Can you symmetrize the uud if you wanted to? Can it be:

$$|\Delta^+ \rangle =(|uud \rangle+|udu \rangle+|duu \rangle)\otimes |\uparrow \uparrow \uparrow \rangle$$ instead?

This wavefunction has the nice property that it transforms in the SU(3) decuplet. With just uud, then it no longer transforms in the decuplet.

You can use Ispin if you want and then you can use group theory, but it is not necessaary, and it adds complication. Without Ispin or SU(3),There are only ten possible light three quark states with spin 3/2, and only eight with spin 1/2.

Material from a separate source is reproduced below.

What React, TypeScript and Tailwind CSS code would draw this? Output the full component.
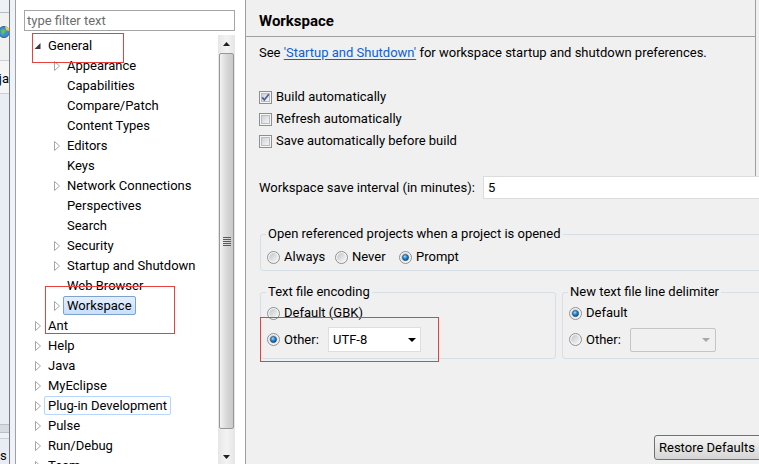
import React from "react";

type TreeNode = {
  label: string;
  depth: 0 | 1;
  arrow: "none" | "closed" | "open";
  state?: "selected" | "focus";
};

const tree: TreeNode[] = [
  { label: "General", depth: 0, arrow: "open" },
  { label: "Appearance", depth: 1, arrow: "closed" },
  { label: "Capabilities", depth: 1, arrow: "none" },
  { label: "Compare/Patch", depth: 1, arrow: "none" },
  { label: "Content Types", depth: 1, arrow: "none" },
  { label: "Editors", depth: 1, arrow: "closed" },
  { label: "Keys", depth: 1, arrow: "none" },
  { label: "Network Connections", depth: 1, arrow: "closed" },
  { label: "Perspectives", depth: 1, arrow: "none" },
  { label: "Search", depth: 1, arrow: "none" },
  { label: "Security", depth: 1, arrow: "closed" },
  { label: "Startup and Shutdown", depth: 1, arrow: "closed" },
  { label: "Web Browser", depth: 1, arrow: "none" },
  { label: "Workspace", depth: 1, arrow: "closed", state: "selected" },
  { label: "Ant", depth: 0, arrow: "closed" },
  { label: "Help", depth: 0, arrow: "closed" },
  { label: "Java", depth: 0, arrow: "closed" },
  { label: "MyEclipse", depth: 0, arrow: "closed" },
  { label: "Plug-in Development", depth: 0, arrow: "closed", state: "focus" },
  { label: "Pulse", depth: 0, arrow: "closed" },
  { label: "Run/Debug", depth: 0, arrow: "closed" },
  { label: "Team", depth: 0, arrow: "closed" },
];

function Arrow({ kind }: { kind: TreeNode["arrow"] }) {
  return (
    <span className="h-[20px] w-[13px] shrink-0">
      {kind === "closed" && (
        <svg width="13" height="20" viewBox="0 0 13 20">
          <path d="M4.5 6.5 L9.5 11 L4.5 15.5 Z" fill="#fff" stroke="#a6a6a6" />
        </svg>
      )}
      {kind === "open" && (
        <svg width="13" height="20" viewBox="0 0 13 20">
          <path d="M9.5 8 L9.5 14 L3.5 14 Z" fill="#3a3a3a" />
        </svg>
      )}
    </span>
  );
}

function TreeRow({ node }: { node: TreeNode }) {
  const label =
    node.state === "selected"
      ? "border-[#7da2ce] bg-gradient-to-b from-[#e4effd] to-[#c8dffc]"
      : node.state === "focus"
        ? "border-[#b8d6fb] bg-[#fbfdff]"
        : "border-transparent";
  return (
    <div className={`flex h-[20px] shrink-0 items-center ${node.depth === 0 ? "pl-[15px]" : "pl-[34px]"}`}>
      <Arrow kind={node.arrow} />
      <span className={`h-[19px] whitespace-nowrap rounded-[2px] border px-[3px] leading-[17px] ${label}`}>
        {node.label}
      </span>
    </div>
  );
}

function Scrollbar() {
  return (
    <div className="flex w-[17px] shrink-0 flex-col bg-gradient-to-r from-[#e6e6e6] via-[#f3f3f3] to-[#e6e6e6]">
      <div className="flex h-[18px] items-center justify-center">
        <svg width="7" height="4" viewBox="0 0 7 4">
          <path d="M0 4 L3.5 0 L7 4 Z" fill="#202020" />
        </svg>
      </div>
      <div className="mx-[1px] flex h-[376px] items-center justify-center rounded-[2px] border border-[#979797] bg-gradient-to-r from-[#f2f2f2] via-[#d9d9d9] to-[#c9c9c9]">
        <svg width="8" height="9" viewBox="0 0 8 9">
          <path d="M0 0.5 H8 M0 2.5 H8 M0 4.5 H8 M0 6.5 H8 M0 8.5 H8" stroke="#5a5a5a" strokeWidth="1" />
        </svg>
      </div>
      <div className="flex flex-1 items-end justify-center pb-[5px]">
        <svg width="7" height="4" viewBox="0 0 7 4">
          <path d="M0 0 L7 0 L3.5 4 Z" fill="#202020" />
        </svg>
      </div>
    </div>
  );
}

function Check({ on }: { on?: boolean }) {
  return (
    <svg width="13" height="13" viewBox="0 0 13 13" className="shrink-0">
      <defs>
        <linearGradient id="cbfill" x1="0" y1="0" x2="1" y2="1">
          <stop offset="0" stopColor="#cbcfd5" />
          <stop offset="1" stopColor="#f7f7f7" />
        </linearGradient>
      </defs>
      <rect x="0.5" y="0.5" width="12" height="12" fill="#f6f6f6" stroke="#8e8f8f" />
      <rect x="2.5" y="2.5" width="8" height="8" fill="url(#cbfill)" stroke="#b9bdc3" />
      {on && <path d="M3.2 6.4 L5.3 9 L9.8 3.2" fill="none" stroke="#4a5f97" strokeWidth="1.7" />}
    </svg>
  );
}

function Radio({ on }: { on?: boolean }) {
  return (
    <svg width="13" height="13" viewBox="0 0 13 13" className="shrink-0">
      <defs>
        <linearGradient id="rdfill" x1="0" y1="0" x2="1" y2="1">
          <stop offset="0" stopColor="#c2c6cc" />
          <stop offset="1" stopColor="#f7f7f7" />
        </linearGradient>
        <radialGradient id="rddot" cx="0.4" cy="0.35" r="0.75">
          <stop offset="0" stopColor="#9fe0ff" />
          <stop offset="0.45" stopColor="#1d86d6" />
          <stop offset="1" stopColor="#0b3f78" />
        </radialGradient>
      </defs>
      <circle cx="6.5" cy="6.5" r="6" fill="#f4f4f4" stroke="#8e8f8f" />
      <circle cx="6.5" cy="6.5" r="4.4" fill="url(#rdfill)" />
      {on && <circle cx="6.5" cy="6.5" r="3.1" fill="url(#rddot)" stroke="#1f3f66" strokeWidth="0.6" />}
    </svg>
  );
}

function RadioItem({ label, on, className = "" }: { label: string; on?: boolean; className?: string }) {
  return (
    <div className={`flex items-center ${className}`}>
      <span className="ml-[1px] flex">
        <Radio on={on} />
      </span>
      <span className="ml-[4px] whitespace-nowrap leading-[16px]">{label}</span>
    </div>
  );
}

function CheckRow({ label, on }: { label: string; on?: boolean }) {
  return (
    <div className="flex h-[22px] items-center pl-[13px]">
      <Check on={on} />
      <span className="ml-[4px] leading-[16px]">{label}</span>
    </div>
  );
}

function LeftStrip() {
  return (
    <div className="flex w-[9px] shrink-0 flex-col overflow-hidden bg-[#e8edf3]">
      <div className="h-[13px] shrink-0 border-b border-[#b5bec8] bg-[#eef1f5]" />
      <div className="h-[48px] shrink-0 border-b border-[#c9d0d8] bg-[#f1f1f1] pt-[12px]">
        <svg width="9" height="14" viewBox="0 0 9 14">
          <circle cx="4" cy="7" r="5.5" fill="#3d8fd1" stroke="#2a5f8f" />
          <path d="M1 5 Q4 3 6 6 Q4 9 2 10 Z" fill="#6cbf4a" />
          <path d="M5 1 L9 3 L9 6 L6 5 Z" fill="#f2c94c" />
        </svg>
      </div>
      <div className="flex h-[33px] shrink-0 items-center justify-end border-b border-[#c9d0d8] bg-[#f5f5f5] pt-[3px]">
        <span className="whitespace-nowrap leading-[16px]">ja</span>
      </div>
      <div className="flex-1" />
      <div className="h-[9px] shrink-0 border-y border-[#b9c0c8] bg-[#d6dbe1]" />
      <div className="h-[5px] shrink-0 bg-[#eef1f4]" />
      <div className="flex h-[26px] shrink-0 items-end border-t border-[#c9d0d8] pb-[1px]">
        <span className="leading-[14px]">s</span>
      </div>
    </div>
  );
}

export default function App() {
  return (
    <div className="relative flex h-[464px] w-[759px] overflow-hidden bg-[#f0f0f0] font-['Roboto',sans-serif] text-[13px] text-black">
      <LeftStrip />
      <div className="w-[1px] shrink-0 bg-[#7a7a7a]" />
      <div className="w-[5px] shrink-0 bg-[#eef3f9]" />
      <div className="w-[1px] shrink-0 bg-[#a0a0a0]" />

      {/* preference tree */}
      <div className="flex w-[229px] shrink-0 flex-col bg-white">
        <div className="ml-[8px] mt-[10px] h-[21px] w-[211px] shrink-0 border border-[#a5a5a5] pl-[2px] leading-[19px] text-[#6d6d6d]">
          type filter text
        </div>
        <div className="mt-[4px] flex min-h-0 flex-1">
          <div className="flex min-w-0 flex-1 flex-col overflow-hidden">
            {tree.map((n) => (
              <TreeRow key={n.label} node={n} />
            ))}
          </div>
          <Scrollbar />
          <div className="w-[10px] shrink-0" />
        </div>
      </div>
      <div className="w-[1px] shrink-0 bg-[#a0a0a0]" />

      {/* page */}
      <div className="flex min-w-0 flex-1 flex-col overflow-hidden">
        <div className="flex h-[176px] w-[510px] shrink-0 flex-col border-r border-[#a0a0a0]">
          <div className="h-[37px] shrink-0 border-b border-[#a0a0a0] pl-[13px] pt-[11px] text-[15px] font-bold leading-[20px]">
            Workspace
          </div>
          <div className="mt-[8px] whitespace-nowrap pl-[13px] leading-[16px]">
            See{" "}
            <span className="text-[#0b62d6] underline underline-offset-2">'Startup and Shutdown'</span> for
            workspace startup and shutdown preferences.
          </div>
          <div className="mt-[25px]">
            <CheckRow label="Build automatically" on />
            <CheckRow label="Refresh automatically" />
            <CheckRow label="Save automatically before build" />
          </div>
        </div>

        <div className="flex h-[23px] w-[520px] shrink-0 items-center pl-[13px]">
          <span className="whitespace-nowrap leading-[16px]">Workspace save interval (in minutes):</span>
          <div className="ml-[8px] h-[23px] flex-1 border border-[#dcdcdc] bg-white pl-[4px] leading-[21px]">5</div>
        </div>

        <fieldset className="ml-[14px] mt-[27px] w-[510px] shrink-0 rounded-[3px] border border-[#d5dfe5] px-[5px] pb-[5px] pt-[7px]">
          <legend className="px-[2px] leading-[16px]">Open referenced projects when a project is opened</legend>
          <div className="flex h-[16px] items-center">
            <RadioItem label="Always" className="w-[68px]" />
            <RadioItem label="Never" className="w-[64px]" />
            <RadioItem label="Prompt" on />
          </div>
        </fieldset>

        <div className="ml-[14px] mt-[13px] flex w-[530px] shrink-0 gap-[6px]">
          <fieldset className="w-[296px] shrink-0 rounded-[3px] border border-[#d5dfe5] px-[5px] pb-[6px] pt-[5px]">
            <legend className="px-[2px] leading-[16px]">Text file encoding</legend>
            <div className="flex h-[16px] items-center">
              <RadioItem label="Default (GBK)" />
            </div>
            <div className="mt-[6px] flex h-[25px] items-center">
              <RadioItem label="Other:" on className="w-[62px]" />
              <div className="flex h-[25px] w-[93px] items-center justify-between border border-[#dedede] bg-white pl-[4px] pr-[4px]">
                <span className="leading-[16px]">UTF-8</span>
                <svg width="8" height="4" viewBox="0 0 8 4">
                  <path d="M0 0 L8 0 L4 4 Z" fill="#000" />
                </svg>
              </div>
            </div>
          </fieldset>
          <fieldset className="w-[228px] shrink-0 rounded-[3px] border border-[#d5dfe5] px-[5px] pb-[6px] pt-[5px]">
            <legend className="px-[2px] leading-[16px]">New text file line delimiter</legend>
            <div className="flex h-[16px] items-center">
              <RadioItem label="Default" on />
            </div>
            <div className="mt-[6px] flex h-[25px] items-center">
              <RadioItem label="Other:" className="w-[62px]" />
              <div className="flex h-[24px] w-[86px] items-center justify-end rounded-[2px] border border-[#c5c5c5] bg-[#f0f0f0] pr-[5px]">
                <svg width="8" height="4" viewBox="0 0 8 4">
                  <path d="M0 0 L8 0 L4 4 Z" fill="#a8a8a8" />
                </svg>
              </div>
            </div>
          </fieldset>
        </div>

        <button className="mb-[4px] ml-[408px] mt-auto h-[25px] w-[110px] shrink-0 rounded-[3px] border border-[#707070] bg-gradient-to-b from-[#f4f4f4] via-[#e6e6e6] to-[#d5d5d5] pl-[4px] text-left leading-[16px]">
          Restore Defaults
        </button>
      </div>

      {/* red annotation boxes */}
      <div className="absolute left-[32px] top-[33px] h-[30px] w-[92px] border border-[#e8403c]" />
      <div className="absolute left-[45px] top-[286px] h-[48px] w-[130px] border border-[#e8403c]" />
      <div className="absolute left-[260px] top-[317px] h-[45px] w-[179px] border border-[#e8403c]" />
    </div>
  );
}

But isn't there really only one wavefunction? Is there no possible experimental way to distinguish the two different proton wavefunctions:

They give identical experimental predictions, unless additional SU(3) symmetry is ssumed. If too much SU(3) symmetry is assumed, the
predictions don't all agree with experiment.[/QUOTE]

 

[RedX]

You can use Ispin if you want and then you can use group theory, but it is not necessaary, and it adds complication. Without Ispin or SU(3),There are only ten possible light three quark states with spin 3/2, and only eight with spin 1/2.

That's true, so what's the point of introducing SU(3) flavor/isospin symmetry?

Is it true that the strong Hamiltonian is to a good approximation just a function of the SU(3) flavor Casmir, $$H=H(\Sigma_{i=1}^{8} T_{i}^2)$$? Or can one only say it is to a good approximation just a function of the SU(2) flavor Casmir, $$H=H(\Sigma_{i=1}^{3} T_{i}^2)$$?

Anyways, the reason is because then it might actually be useful to categorize particles into SU(2) and SU(3) flavor/isospin multiplets, as then the strong interaction won't take particles out of their multiplets ($$\langle \mbox{i-multiplet}|H|\mbox{j-multiplet}\rangle=0 \mbox{ for } i\neq j$$). So for example a proton and neutron can turn into a sigma⁺ particle, as the sigma⁺ has the same SU(2) Casmir (total isospin), but do they have the same SU(3) Casmir? Maybe it's possible for a neutron and a proton to add to be in the same multiplet as just a single proton and neutron (the 8 representation), i.e., p+n belongs to 8, as does p and n, and sigma⁺?